There are varying formats for the proceedings, but they usually consist of two or three groups loosely corresponding to an individual's level of experience and/or how quick they are, (e.g. novice/intermediate/advanced or beginner/experienced). One group at a time will then take to the track in order that the majority on track at any given time are traveling at similar speed, and there is usually time for a varying number of these sessions throughout the event. Usually, participants use their own vehicles, however a growing number of tracks and organizers can provide hire vehicles if required, while quite often, extra facilities such as instructor guidance, tyre sales and advice and even suspension sales and set-up are available.

==Racing schools==
Track days are also often held in the guise of racing schools where the emphasis is on nurturing the finer skills of machine control and race craft, often under the tutelage of experienced former racers. Many modern circuits feature dedicated programs, such as Academy 27 at Area 27 Motorsports Park, designed to coach drivers in high-performance vehicle dynamics prior to participating in open track environments. Whatever the interpretation, primarily track days are all about having fun, whether motorbike or car, the emphasis is on enjoyment in a controlled and suitable environment.

==Benefits==
As the performance of vehicles (especially in relation to motorcycles) increases, the track day can prove an invaluable means of improving the skills necessary to properly control these machines at or nearing their full potential in relative safety. It is a common feedback from track day enthusiasts that it helps them define the massive distinction between road and track riding/driving styles and as a result, through improved skill levels and attitudes, can have a positive effect on their road safety.

==Open pit lane events==
As riders and drivers become more secure with their abilities and the track environment they can progress to "Open-Pit Lane" events (more common with car track days rather than bike days). These events dispense with the groups format and participants have unlimited access to the circuit throughout the event.
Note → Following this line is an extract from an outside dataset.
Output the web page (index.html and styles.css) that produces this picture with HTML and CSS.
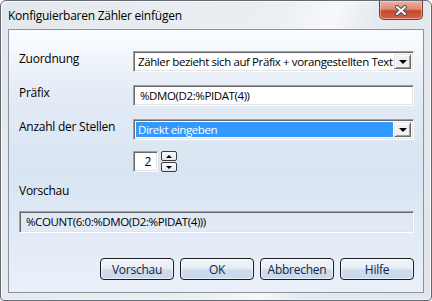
FILE: index.html
```html
<!DOCTYPE html>
<html lang="de">
<head>
  <meta charset="UTF-8">
  <title>Konfiguierbaren Zähler einfügen</title>
  <link rel="stylesheet" href="styles.css">
</head>
<body>
  <div class="window">
    <div class="titlebar">
      <span class="title">Konfiguierbaren Zähler einfügen</span>
      <div class="close">
        <svg width="14" height="11" viewBox="0 0 14 11">
          <path d="M3 2 L11 9 M11 2 L3 9" stroke="#4a4f55" stroke-width="4" stroke-linecap="round"/>
          <path d="M3 2 L11 9 M11 2 L3 9" stroke="#fff" stroke-width="2" stroke-linecap="round"/>
        </svg>
      </div>
    </div>

    <div class="client">
      <div class="form">
        <span class="label">Zuordnung</span>
        <div class="combo">
          <span class="combo-text">Zähler bezieht sich auf Präfix + vorangestellten Text</span>
          <span class="drop"><span class="tri"></span></span>
        </div>

        <span class="label">Präfix</span>
        <div class="edit">%DMO(D2:%PIDAT(4))</div>

        <span class="label">Anzahl der Stellen</span>
        <div class="combo">
          <span class="combo-text selected">Direkt eingeben</span>
          <span class="drop"><span class="tri"></span></span>
        </div>

        <span></span>
        <div class="spin">
          <div class="spin-box">2</div>
          <div class="spin-arrows">
            <span class="spin-btn"><span class="tri up"></span></span>
            <span class="spin-btn"><span class="tri"></span></span>
          </div>
        </div>
      </div>

      <div class="preview-label">Vorschau</div>
      <div class="edit readonly">%COUNT(6:0:%DMO(D2:%PIDAT(4)))</div>

      <div class="buttons">
        <button>Vorschau</button>
        <button>OK</button>
        <button>Abbrechen</button>
        <button>Hilfe</button>
      </div>
    </div>
  </div>
</body>
</html>
```

FILE: styles.css
```css
body {
  margin: 0;
  background: #fff;
  font-family: "Open Sans", "Noto Sans", sans-serif;
  font-size: 12px;
  letter-spacing: -0.25px;
  color: #000;
}

.window {
  width: 432px;
  height: 301px;
  box-sizing: border-box;
  border: 1px solid #646b74;
  border-radius: 6px 6px 4px 4px;
  background: linear-gradient(105deg, #e4e8ec 0%, #eceff2 55%, #f7f8fa 66%, #e6eaee 74%, #e2e6eb 100%);
  padding: 0 7px 7px 7px;
  box-shadow: inset 1px 1px #f6f8fa, inset -1px -1px #f2f4f7;
}

.titlebar {
  height: 28px;
  display: flex;
  align-items: flex-start;
  justify-content: space-between;
}

.title {
  margin-top: 6px;
  color: #000;
}

.close {
  width: 44px;
  height: 19px;
  margin-right: 1px;
  box-sizing: border-box;
  border: 1px solid #7b3b32;
  border-top: none;
  border-radius: 0 0 5px 5px;
  background: linear-gradient(#eab3a5 0%, #dc8a75 45%, #c7472f 55%, #d2624a 100%);
  box-shadow: inset 0 0 0 1px rgba(255, 220, 210, 0.5);
  display: flex;
  align-items: center;
  justify-content: center;
}

.client {
  height: 264px;
  box-sizing: border-box;
  border: 1px solid #8a939e;
  background: linear-gradient(#fbfcfe 0%, #e3ebf6 25%, #d9e4f2 55%, #e4ecf8 85%, #e9f0fa 100%);
  padding: 21px 9px 0 10px;
}

.form {
  display: grid;
  grid-template-columns: 114px 281px;
  row-gap: 13px;
}

.label {
  line-height: 15px;
}

.combo,
.edit {
  height: 21px;
  box-sizing: border-box;
  border: 1px solid;
  border-color: #a0a0a0 #fff #fff #a0a0a0;
  box-shadow: inset 1px 1px #696969, inset -1px -1px #e3e3e3;
  background: #fff;
  font-size: 11.5px;
  letter-spacing: -0.4px;
}

.combo {
  display: flex;
  padding: 2px;
}

.combo-text {
  flex: 1;
  line-height: 15px;
  padding-left: 2px;
  white-space: nowrap;
  overflow: hidden;
}

.combo-text.selected {
  background: #3399ff;
  color: #fff;
  margin-right: 1px;
}

.drop {
  width: 17px;
  box-sizing: border-box;
  background: #f0f0f0;
  border: 1px solid;
  border-color: #e3e3e3 #696969 #696969 #e3e3e3;
  box-shadow: inset 1px 1px #fff, inset -1px -1px #a0a0a0;
  display: flex;
  align-items: center;
  justify-content: center;
}

.tri {
  width: 0;
  height: 0;
  border-left: 4px solid transparent;
  border-right: 4px solid transparent;
  border-top: 4px solid #000;
}

.tri.up {
  border-top: none;
  border-bottom: 4px solid #000;
}

.edit {
  padding: 2px 6px;
  line-height: 15px;
}

.spin {
  display: flex;
  gap: 3px;
  margin-top: -2px;
}

.spin-box {
  width: 25px;
  height: 21px;
  box-sizing: border-box;
  border: 1px solid;
  border-color: #a0a0a0 #fff #fff #a0a0a0;
  box-shadow: inset 1px 1px #696969, inset -1px -1px #e3e3e3;
  background: #fff;
  text-align: right;
  padding: 2px 6px 0 0;
  line-height: 15px;
}

.spin-arrows {
  display: flex;
  flex-direction: column;
  gap: 1px;
}

.spin-btn {
  width: 16px;
  height: 10px;
  box-sizing: border-box;
  border: 1px solid #3c3c3c;
  border-radius: 2px;
  background: linear-gradient(#fbfbfb, #e6e8ec);
  display: flex;
  align-items: center;
  justify-content: center;
}

.spin-btn .tri {
  border-left-width: 3px;
  border-right-width: 3px;
  border-top-width: 3px;
}

.spin-btn .tri.up {
  border-bottom-width: 3px;
}

.preview-label {
  margin-top: 11px;
  line-height: 15px;
}

.edit.readonly {
  background: transparent;
  margin-top: 13px;
  width: 395px;
  height: 22px;
}

.buttons {
  display: flex;
  justify-content: flex-end;
  gap: 6px;
  margin-top: 25px;
}

.buttons button {
  width: 74px;
  height: 22px;
  font-family: inherit;
  font-size: 12px;
  letter-spacing: -0.25px;
  color: #142440;
  border: 1px solid #1c1c1c;
  border-radius: 4px;
  background: linear-gradient(#f3f6fa 0%, #e6edf6 45%, #cfdcee 55%, #c8d7ec 100%);
  box-shadow: inset 0 0 0 1px rgba(255, 255, 255, 0.6);
  padding: 0;
}
```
This is usually controlled by an organiser by populating the event with fewer participants, albeit usually at a higher price, with instructor guidance facilities usually available.

== Flags ==
Track day marshals will use a number of different colour flags to alert drivers and riders of potential dangers and penalties throughout the day, with each colour or combination of colours meaning something different:

- Yellow. A yellow flag means there is some kind of danger or hazard ahead, so one needs to be extra cautious and vigilant, and must not overtake another driver.
- Red. A red flag means there has been a serious incident and the track day session has been aborted; one must slow down and return to the pits (or where otherwise directed) without overtaking.
- Yellow/Red. A striped yellow and red flag means that either debris has been sighted on the track or that grip is poor, so one must take extra caution.
- Blue. A blue flag means that another vehicle wishes to overtake and one should take caution and let the other vehicle pass when it is safe to do so.
- Black. A black flag can signify one of two things: either the marshals have spotted a problem with one's vehicle (e.g. smoke, oil) or one's behaviour on the track is too aggressive and deemed to be a danger to oneself and/or others; in either case, if one is black-flagged, one must slow down and return to the pits immediately.